In Part 2 of our focus on Education for Sustainability we find out how KU Children’s Services are embracing environmental sustainability, which led to two services winning SPROuts (Sustainable Projects Recognising Outstanding Practice) awards last year: KU West Pymble came second with their waste management initiative that increased children’s agency and voice, and KU Chatswood Community Preschool created a shared resource that improved children’s literacy and numeracy while connecting and engaging with families.

Sustainability – a way of living

For KU Education for Sustainability Facilitator, Deb Watson, being ‘Eco Smart’ is not just about the practical aspects of teaching children how to be greener. Deb believes that “If your heart is in it, it’s all about the way you live your whole life.”

Deb is also the Treasurer of ECEEN and has adapted their EcoSmart: A Sustainable Standard for Early Education guide into the Becoming Eco Smart Together (BEST) training program for KU.

BEST utilises the UNESCO competencies and addresses these three key principles for transformation:

  • Head – Critical Reflection
  • Heart – Genuine Engagement
  • Hands – Embedded practice

It all begins with an audit

The beginning of the process is an Eco Smart audit that covers 30 points and aligns with all seven quality areas. Deb believes that conducting an audit is fundamental because, “In order to move forward, you need to know who you are and what you are doing. Then we identify your strengths and use those to target your opportunities for growth.”
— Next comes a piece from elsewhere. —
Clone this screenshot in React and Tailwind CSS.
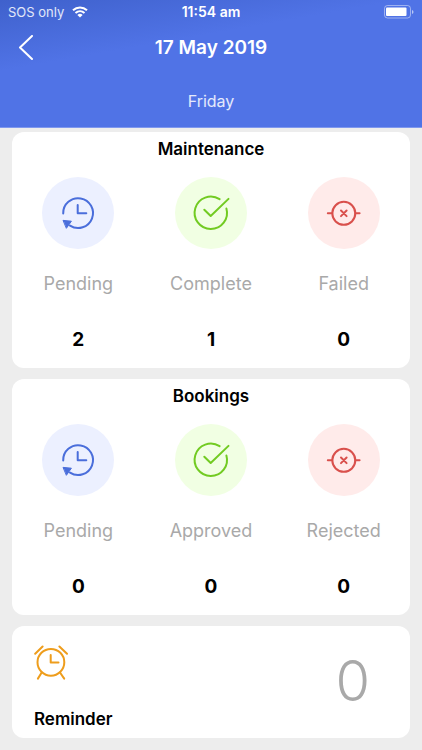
import React from "react";

function PendingIcon() {
  return (
    <svg viewBox="0 0 72 72" className="size-[72px]" fill="none" stroke="#4a6edb" strokeWidth="2" strokeLinecap="round" strokeLinejoin="round" aria-hidden="true">
      <path d="M21.2 36.5A14.9 14.9 0 1 1 28 48.6" />
      <path d="M35.7 28V36.3H44.3" />
      <path d="M21.4 43.4L29.4 44.2L24.6 51Z" fill="#4a6edb" strokeWidth="1" />
    </svg>
  );
}

function DoneIcon() {
  return (
    <svg viewBox="0 0 72 72" className="size-[72px]" fill="none" stroke="#72cb22" strokeWidth="2" strokeLinecap="round" strokeLinejoin="round" aria-hidden="true">
      <path d="M44.6 22.2A16.2 16.2 0 1 0 51.4 31.4" />
      <path d="M29.3 32.7L35.7 39L53.5 21.9" />
    </svg>
  );
}

function FailedIcon() {
  return (
    <svg viewBox="0 0 72 72" className="size-[72px]" fill="none" stroke="#d9504c" strokeWidth="2" strokeLinecap="round" aria-hidden="true">
      <circle cx="35.8" cy="36.3" r="11.5" />
      <path d="M19.8 36.3H24.3M47.3 36.3H51.6" />
      <path d="M33 33.5L38.6 39.1M38.6 33.5L33 39.1" />
    </svg>
  );
}

function AlarmIcon() {
  return (
    <svg viewBox="4 5 34 35" className="h-[35px] w-[34px]" fill="none" stroke="#ee9d1c" strokeWidth="2" strokeLinecap="round" strokeLinejoin="round" aria-hidden="true">
      <circle cx="20.9" cy="22.3" r="13.4" />
      <path d="M20.7 15V22.4H28.5" />
      <path d="M5.2 13.8L12.6 6.5M29.4 6.5L37 13.8" />
      <path d="M11.7 32.5L7.9 38.6M30 32.5L34.2 38.6" />
    </svg>
  );
}

function Stat({ icon, tint, label, value }) {
  return (
    <div className="flex flex-col items-center">
      <div className={`rounded-full ${tint}`}>{icon}</div>
      <dt className="mt-[23px] text-lg leading-6 text-[#a9a9a9]">{label}</dt>
      <dd className="mt-8 text-[19px] leading-6 font-bold">{value}</dd>
    </div>
  );
}

function StatCard({ title, labels, values }) {
  return (
    <section className="rounded-xl bg-white pt-1 pb-4">
      <h2 className="text-center text-[17px] leading-[26px] font-semibold">{title}</h2>
      <dl className="mt-[15px] grid grid-cols-3">
        <Stat icon={<PendingIcon />} tint="bg-[#ecf0ff]" label={labels[0]} value={values[0]} />
        <Stat icon={<DoneIcon />} tint="bg-[#f1ffe3]" label={labels[1]} value={values[1]} />
        <Stat icon={<FailedIcon />} tint="bg-[#ffebea]" label={labels[2]} value={values[2]} />
      </dl>
    </section>
  );
}

function StatusBar() {
  return (
    <div className="grid h-6 grid-cols-3 items-center px-2 text-[13px] leading-6">
      <div className="flex items-center gap-2">
        <span className="text-white/85">SOS only</span>
        <svg viewBox="0 0 16 12" className="h-3 w-4" fill="none" stroke="white" strokeWidth="2" aria-label="Wi-Fi">
          <path d="M1 4.3C5 .5 11 .5 15 4.3M3.5 7C6.2 4.5 9.8 4.5 12.5 7" />
          <path d="M5.4 8.9Q8 6.8 10.6 8.9L8 11.6Z" fill="white" stroke="none" />
        </svg>
      </div>
      <span className="text-center text-sm font-semibold">11:54 am</span>
      <svg viewBox="0 0 30 14" className="h-3.5 w-[30px] justify-self-end" aria-label="Battery">
        <rect x="0.5" y="0.5" width="26" height="12.5" rx="3" fill="none" stroke="white" strokeOpacity=".45" />
        <rect x="2" y="2.5" width="20.5" height="8.5" rx="1" fill="white" />
        <path d="M28 5Q29.5 5.5 29.5 7T28 9Z" fill="white" fillOpacity=".6" />
      </svg>
    </div>
  );
}

export default function App() {
  return (
    <div className="min-h-screen bg-[#ededed] font-['Inter','Liberation_Sans',sans-serif] text-black">
      <header className="border-b border-[#7f98ee] bg-[#5073e6] bg-[linear-gradient(170deg,#3f61cc_0px,#5073e6_70px)] pb-3.5 text-white">
        <StatusBar />
        <div className="grid grid-cols-[40px_1fr_40px] items-center pt-1">
          <button type="button" aria-label="Back" className="flex h-10 items-center pl-[18px]">
            <svg viewBox="0 0 16 26" className="h-[26px] w-4" fill="none" stroke="white" strokeWidth="2" strokeLinecap="round" strokeLinejoin="round">
              <path d="M14 1L2 12.5L14 24" />
            </svg>
          </button>
          <h1 className="text-center text-[19px] leading-10 font-semibold">17 May 2019</h1>
        </div>
        <p className="mt-[21px] text-center text-base leading-6 text-white/85">Friday</p>
      </header>
      <main className="flex flex-col gap-[11px] px-3 pt-1 pb-3">
        <StatCard title="Maintenance" labels={["Pending", "Complete", "Failed"]} values={[2, 1, 0]} />
        <StatCard title="Bookings" labels={["Pending", "Approved", "Rejected"]} values={[0, 0, 0]} />
        <section className="flex items-start justify-between rounded-xl bg-white pt-[19px] pr-10 pb-[7px] pl-[22px]">
          <div>
            <AlarmIcon />
            <h2 className="mt-[27px] text-[17px] leading-6 font-semibold">Reminder</h2>
          </div>
          <span className="mt-1 text-[56px] leading-[64px] font-light text-[#a9a9a9]">0</span>
        </section>
      </main>
    </div>
  );
}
“For example, one of our centres was keen on their gardening and were planning to renovate their playground. This provided an opportunity to rethink the materials they were using in their crafts and loose-parts play, so they could use natural elements like flowers, nuts, grasses, seeds, feathers and leaves.”

“Another centre’s strength is its relationships with families. They discovered that families were really keen on the idea of a ‘clothes swap’. They now set up a space four times a year in their centre to hang and arrange the clothes and as parents drop off their children, they also contribute clothes and browse for anything they want to take home.”

“Every decision with every project has that inspirational moment – one person goes “Hey we could … and another person builds on that idea – ‘Yeah, and we could… and that’s how you build that idea and bring the team in. It can’t just be your idea, everyone has to feel engaged for it to work.”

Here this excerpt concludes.